先人たちは、自然界の生き物を観察する中で、多様性こそが豊かさの源であることを理解していました。一つの基準で全てを測ろうとする愚かさを、このことわざは時代を超えて私たちに教え続けているのです。

AIが聞いたら

猿と魚はそれぞれ、進化という気の遠くなるような時間をかけて、今いる場所で最高のパフォーマンスを出せるように最適化されてきた。これは進化生物学でいう「局所最適解」に到達した状態だ。つまり、木の上という環境では猿は完璧に近く、水中では魚が完璧に近い。ところが、ここに興味深い罠がある。

適応地形理論で考えると、猿は「樹上生活の山」の頂上にいて、魚は「水中生活の山」の頂上にいる。この二つの山の間には深い谷がある。もし猿が水中生活に適応しようとすると、一度この谷に降りなければならない。谷の底では、泳ぎも中途半端、木登りも中途半端という、どちらの環境でも生き残れない状態になってしまう。自然選択はこういう中途半端な個体を容赦なく淘汰する。

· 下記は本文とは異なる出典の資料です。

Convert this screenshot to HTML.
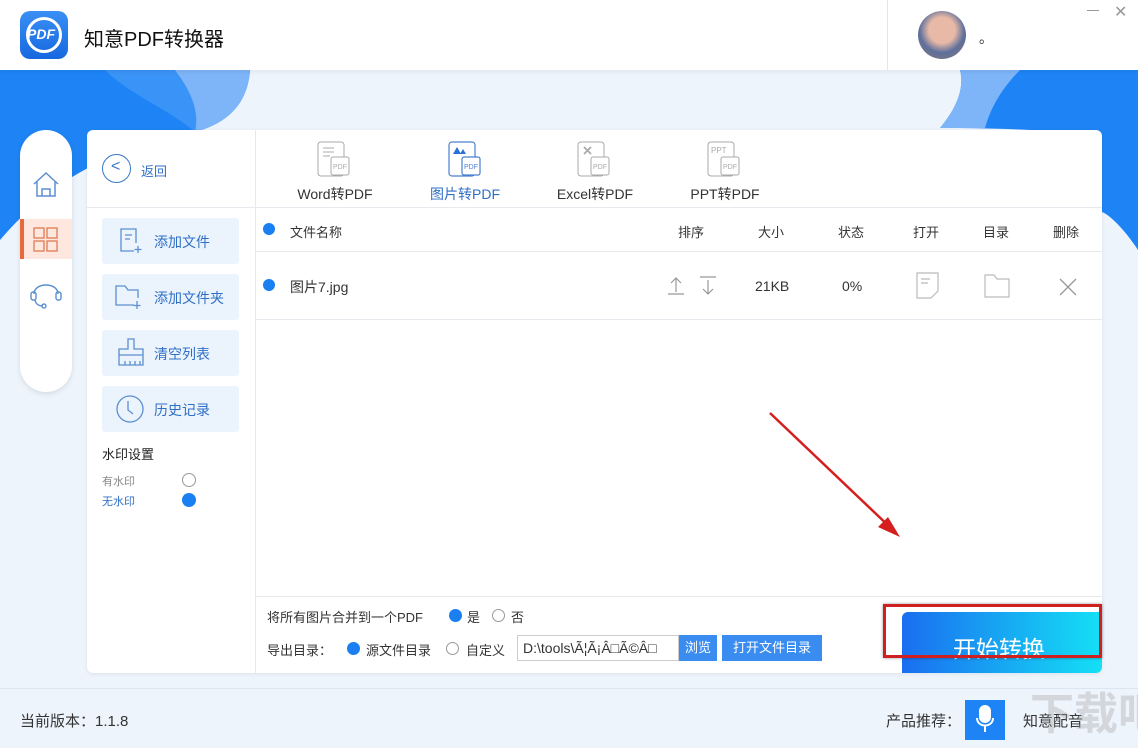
<!DOCTYPE html>
<html><head><meta charset="utf-8"><style>
*{margin:0;padding:0;box-sizing:border-box}
body{width:1138px;height:748px;overflow:hidden;background:#eef4fc;font-family:"Liberation Sans","Noto Sans CJK SC",sans-serif;position:relative;color:#333}
.abs{position:absolute;white-space:nowrap}
.hdr{left:0;top:0;width:1138px;height:70px;background:#fff;box-shadow:0 2px 4px rgba(0,0,0,.06)}
.t{font-size:13px}
.btn{left:102px;width:137px;height:46px;background:#ebf3fd;border-radius:3px;color:#2f6fc4;font-size:14px}
.btn span{position:absolute;left:52px;top:14px}
.dot{width:12px;height:12px;border-radius:50%;background:#1a7ff0}
.ring{width:12px;height:12px;border-radius:50%;border:1px solid #999;background:#fff}
.tab{font-size:14px;color:#333;text-align:center;width:110px}
</style></head><body>
<svg class="abs" style="left:0;top:0" width="1138" height="748">
<path d="M0 70 H250 C248 100 230 125 180 135 C120 150 60 170 0 240 Z" fill="#1e84f5"/>
<path d="M105 70 H250 C248 100 232 122 195 132 C170 110 130 95 105 70Z" fill="#3a93f6"/>
<path d="M175 70 H250 C248 100 232 122 195 132 C200 110 190 90 175 70Z" fill="#7db5f8"/>
<path d="M960 70 H1138 V250 C1125 230 1110 215 1102 212 L1102 140 C1080 130 1000 128 940 128 C955 110 965 90 960 70Z" fill="#1e84f5"/>
<path d="M960 70 H1020 C1000 90 990 110 985 128 H940 C955 110 965 90 960 70Z" fill="#7db5f8"/>
</svg>
<div class="abs hdr"></div>
<div class="abs" style="left:20px;top:11px;width:48px;height:48px;border-radius:10px;background:linear-gradient(#3a8ff5,#1668e0)"></div>
<div class="abs" style="left:26px;top:17px;width:36px;height:36px;border-radius:50%;border:3px solid #fff"></div>
<div class="abs" style="left:27px;top:26px;color:#fff;font-weight:bold;font-style:italic;font-size:14px">PDF</div>
<div class="abs" style="left:84px;top:23px;font-size:20px;color:#111">知意PDF转换器</div>
<div class="abs" style="left:887px;top:0;width:1px;height:70px;background:#e5e5e5"></div>
<div class="abs" style="left:918px;top:11px;width:48px;height:48px;border-radius:50%;background:radial-gradient(circle at 50% 40%,#e7b9a6 0 35%,#5d6f9c 60%,#8d7a6e)"></div>
<div class="abs" style="left:979px;top:28px;font-size:14px">。</div>
<div class="abs" style="left:1087px;top:10px;width:12px;height:1px;background:#999"></div>
<div class="abs" style="left:1114px;top:2px;font-size:16px;color:#999">✕</div>

<div class="abs" style="left:20px;top:130px;width:52px;height:262px;background:#fff;border-radius:26px;box-shadow:0 2px 6px rgba(0,0,0,.1)"></div>
<svg class="abs" style="left:32px;top:170px" width="28" height="28" fill="none" stroke="#5b8fd0" stroke-width="1.5"><path d="M2 14 L14 3 L26 14 M5 12 V26 H23 V12 M10 26 V19 H18 V26"/></svg>
<div class="abs" style="left:20px;top:219px;width:52px;height:40px;background:#fde7de;border-left:4px solid #e86a3c"></div>
<svg class="abs" style="left:33px;top:227px" width="26" height="26" fill="none" stroke="#e07a50" stroke-width="1.3"><rect x="1" y="1" width="10" height="10"/><rect x="14" y="1" width="10" height="10"/><rect x="1" y="14" width="10" height="10"/><rect x="14" y="14" width="10" height="10"/></svg>
<svg class="abs" style="left:30px;top:278px" width="34" height="32" fill="none" stroke="#5b8fd0" stroke-width="1.4"><path d="M4 16 C4 4 28 4 28 16"/><rect x="1" y="14" width="5" height="8" rx="2"/><rect x="26" y="14" width="5" height="8" rx="2"/><path d="M5 22 C6 27 10 28 13 28"/><circle cx="14" cy="28" r="2"/></svg>

<div class="abs" style="left:87px;top:130px;width:1015px;height:543px;background:#fff;border-radius:6px;box-shadow:0 1px 4px rgba(0,0,0,.08)"></div>
<div class="abs" style="left:255px;top:130px;width:1px;height:543px;background:#e6e9ee"></div>
<div class="abs" style="left:87px;top:207px;width:1015px;height:1px;background:#e6e9ee"></div>
<div class="abs" style="left:102px;top:154px;width:29px;height:29px;border-radius:50%;border:1.5px solid #3a78c8"></div>
<div class="abs" style="left:111px;top:158px;color:#3a78c8;font-size:16px">&lt;</div>
<div class="abs" style="left:141px;top:161px;font-size:13px;color:#2f6fc4">返回</div>

<div class="abs btn" style="top:218px"><svg class="abs" style="left:16px;top:9px" width="26" height="28" fill="none" stroke="#5b8fd0" stroke-width="1.3"><path d="M16 24 H3 V2 H18 V16 M7 8 H14 M7 12 H12 M20 19 V26 M16.5 22.5 H23.5"/></svg><span>添加文件</span></div>
<div class="abs btn" style="top:274px"><svg class="abs" style="left:12px;top:9px" width="30" height="28" fill="none" stroke="#5b8fd0" stroke-width="1.3"><path d="M20 22 H2 V3 H11 L14 7 H24 V15 M23 18 V26 M19.5 22.5 H26.5"/></svg><span>添加文件夹</span></div>
<div class="abs btn" style="top:330px"><svg class="abs" style="left:14px;top:7px" width="30" height="32" fill="none" stroke="#5b8fd0" stroke-width="1.3"><path d="M12 2 H18 V12 H27 V28 H3 V12 H12 Z M3 18 H27 M9 28 V24 M14 28 V24 M19 28 V24 M24 28 V24"/></svg><span>清空列表</span></div>
<div class="abs btn" style="top:386px"><svg class="abs" style="left:14px;top:9px" width="30" height="30" fill="none" stroke="#5b8fd0" stroke-width="1.3"><circle cx="14" cy="14" r="13"/><path d="M12 6 V15 L17 19"/></svg><span>历史记录</span></div>
<div class="abs" style="left:102px;top:444px;font-size:13px;color:#222">水印设置</div>
<div class="abs" style="left:102px;top:473px;font-size:11px;color:#888">有水印</div>
<div class="abs ring" style="left:182px;top:473px;width:14px;height:14px"></div>
<div class="abs" style="left:102px;top:493px;font-size:11px;color:#2f6fc4">无水印</div>
<div class="abs dot" style="left:182px;top:493px;width:14px;height:14px"></div>

<svg class="abs" style="left:316px;top:141px" width="40" height="40" fill="none" stroke="#aaa" stroke-width="1"><rect x="2" y="1" width="26" height="34" rx="3"/><rect x="15" y="16" width="18" height="18" rx="2" fill="#fff"/><path d="M7 7 H18 M7 11 H18 M7 15 H14"/><text x="17" y="28" font-size="7" fill="#aaa" stroke="none" font-family="Liberation Sans">PDF</text></svg>
<div class="abs tab" style="left:280px;top:184px">Word转PDF</div>
<svg class="abs" style="left:447px;top:141px" width="40" height="40" fill="none" stroke="#4a7fd0" stroke-width="1.2"><rect x="2" y="1" width="26" height="34" rx="3"/><rect x="15" y="16" width="18" height="18" rx="2" fill="#fff"/><path d="M6 13 L10 6 L14 13 Z M13 13 L16 8 L19 13Z" fill="#2a6fd8" stroke="none"/><text x="17" y="28" font-size="7" fill="#4a7fd0" stroke="none" font-family="Liberation Sans">PDF</text></svg>
<div class="abs tab" style="left:410px;top:184px;color:#2f6fc4">图片转PDF</div>
<svg class="abs" style="left:576px;top:141px" width="40" height="40" fill="none" stroke="#aaa" stroke-width="1"><rect x="2" y="1" width="26" height="34" rx="3"/><rect x="15" y="16" width="18" height="18" rx="2" fill="#fff"/><path d="M8 6 L15 13 M15 6 L8 13" stroke-width="1.8"/><text x="17" y="28" font-size="7" fill="#aaa" stroke="none" font-family="Liberation Sans">PDF</text></svg>
<div class="abs tab" style="left:540px;top:184px">Excel转PDF</div>
<svg class="abs" style="left:706px;top:141px" width="40" height="40" fill="none" stroke="#aaa" stroke-width="1"><rect x="2" y="1" width="26" height="34" rx="3"/><rect x="15" y="16" width="18" height="18" rx="2" fill="#fff"/><text x="5" y="12" font-size="8" fill="#aaa" stroke="none" font-family="Liberation Sans">PPT</text><text x="17" y="28" font-size="7" fill="#aaa" stroke="none" font-family="Liberation Sans">PDF</text></svg>
<div class="abs tab" style="left:670px;top:184px">PPT转PDF</div>

<div class="abs" style="left:255px;top:251px;width:847px;height:1px;background:#e6e9ee"></div>
<div class="abs" style="left:255px;top:319px;width:847px;height:1px;background:#e6e9ee"></div>
<div class="abs dot" style="left:263px;top:223px"></div>
<div class="abs t" style="left:290px;top:222px">文件名称</div>
<div class="abs t" style="left:678px;top:222px">排序</div>
<div class="abs t" style="left:758px;top:222px">大小</div>
<div class="abs t" style="left:838px;top:222px">状态</div>
<div class="abs t" style="left:913px;top:222px">打开</div>
<div class="abs t" style="left:983px;top:222px">目录</div>
<div class="abs t" style="left:1053px;top:222px">删除</div>
<div class="abs dot" style="left:263px;top:279px"></div>
<div class="abs" style="left:290px;top:277px;font-size:14px">图片7.jpg</div>
<svg class="abs" style="left:665px;top:275px" width="55" height="22" fill="none" stroke="#999" stroke-width="1.2"><path d="M11 3 V17 M6 8 L11 3 L16 8 M3 19 H19 M43 5 V19 M38 14 L43 19 L48 14 M35 2 H51"/></svg>
<div class="abs" style="left:755px;top:278px;font-size:14px">21KB</div>
<div class="abs" style="left:842px;top:278px;font-size:14px">0%</div>
<svg class="abs" style="left:914px;top:271px" width="28" height="30" fill="none" stroke="#bbb" stroke-width="1.2"><path d="M3 2 H24 V20 L17 27 H3 Z M7 8 H16 M7 12 H14"/></svg>
<svg class="abs" style="left:983px;top:273px" width="30" height="26" fill="none" stroke="#bbb" stroke-width="1.2"><path d="M2 24 V2 H11 L14 6 H26 V24 Z"/></svg>
<svg class="abs" style="left:1058px;top:277px" width="20" height="20" fill="none" stroke="#999" stroke-width="1.3"><path d="M2 2 L18 18 M18 2 L2 18"/></svg>

<svg class="abs" style="left:760px;top:405px" width="150" height="140"><path d="M10 8 L134 126" stroke="#d51f1f" stroke-width="2.5"/><path d="M140 132 L118 122 L128 112 Z" fill="#d51f1f"/></svg>

<div class="abs" style="left:255px;top:596px;width:847px;height:1px;background:#e6e9ee"></div>
<div class="abs t" style="left:267px;top:607px">将所有图片合并到一个PDF</div>
<div class="abs dot" style="left:449px;top:609px;width:13px;height:13px"></div>
<div class="abs t" style="left:467px;top:607px">是</div>
<div class="abs ring" style="left:492px;top:609px;width:13px;height:13px"></div>
<div class="abs t" style="left:511px;top:607px">否</div>
<div class="abs t" style="left:267px;top:640px">导出目录：</div>
<div class="abs dot" style="left:347px;top:642px;width:13px;height:13px"></div>
<div class="abs t" style="left:366px;top:640px">源文件目录</div>
<div class="abs ring" style="left:446px;top:642px;width:13px;height:13px"></div>
<div class="abs t" style="left:466px;top:640px">自定义</div>
<div class="abs" style="left:517px;top:635px;width:162px;height:26px;border:1px solid #ccc;background:#fff;font-size:14px;padding:4px 5px;overflow:hidden">D:\tools\Ã¦Ã¡Â□Ã©Â□</div>
<div class="abs" style="left:679px;top:635px;width:38px;height:26px;background:#3a8cf0;color:#fff;font-size:13px;text-align:center;line-height:26px">浏览</div>
<div class="abs" style="left:722px;top:635px;width:100px;height:26px;background:#3a8cf0;color:#fff;font-size:13px;text-align:center;line-height:26px">打开文件目录</div>
<div class="abs" style="left:902px;top:612px;width:200px;height:61px;border-radius:6px 0 6px 0;background:linear-gradient(90deg,#1a6ef0,#14e0f5)"></div>
<div class="abs" style="left:953px;top:630px;color:#fff;font-size:23px">开始转换</div>
<div class="abs" style="left:883px;top:604px;width:219px;height:54px;border:3px solid #d01f1f;box-shadow:0 0 3px rgba(0,0,0,.4)"></div>

<div class="abs" style="left:0;top:688px;width:1138px;height:1px;background:#dde6f0"></div>
<div class="abs" style="left:20px;top:710px;font-size:15px">当前版本：1.1.8</div>
<div class="abs" style="left:886px;top:710px;font-size:15px">产品推荐：</div>
<div class="abs" style="left:965px;top:700px;width:40px;height:40px;background:#1e84f5"></div>
<svg class="abs" style="left:975px;top:704px" width="20" height="30" fill="none" stroke="#fff" stroke-width="2"><rect x="5" y="2" width="10" height="16" rx="5" fill="#fff"/><path d="M2 14 C2 24 18 24 18 14 M10 22 V28"/></svg>
<div class="abs" style="left:1023px;top:710px;font-size:15px">知意配音</div>
<div class="abs" style="left:1030px;top:690px;font-size:44px;line-height:50px;color:rgba(160,160,160,.35);font-weight:bold">下载吧</div>
</body></html>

実際、クジラの祖先が陸上から海へ戻るには約1000万年かかった。この移行期の化石を見ると、陸でも海でも不器用だった時期が確認できる。つまり、ある分野で極めて優秀になることは、別の分野への転換を生物学的に困難にする。

企業が既存事業で成功しているほど新規事業に失敗しやすいのも、実は同じ構造だ。最適化された組織ほど、谷を降りるリスクを取れない。このことわざは、卓越性そのものが持つ身動きの取れなさを、見事に言い当てている。

現代人に教えること

このことわざが現代の私たちに教えてくれるのは、多様性を認め、それぞれの強みを活かすことの大切さです。学校でも職場でも、つい一つの物差しで人を測ってしまいがちですが、本当に大切なのは、一人ひとりが輝ける場所を見つけることではないでしょうか。

あなた自身についても、同じことが言えます。周りと比べて苦手なことがあっても、それはあなたの価値を下げるものではありません。猿が泳げないからといって、猿の価値が下がるわけではないのです。むしろ、自分の得意なことは何か、どんな環境で力を発揮できるのかを知ることが、充実した人生への第一歩となります。

また、他者と接する時にも、この教訓は活きてきます。子育てをしている人、部下を持つ人、チームをまとめる立場にある人は、相手に自分の期待を押し付けるのではなく、その人ならではの可能性を見出す目を持ちたいものです。一人ひとりが自分らしく力を発揮できる社会こそ、本当に豊かな社会なのですから。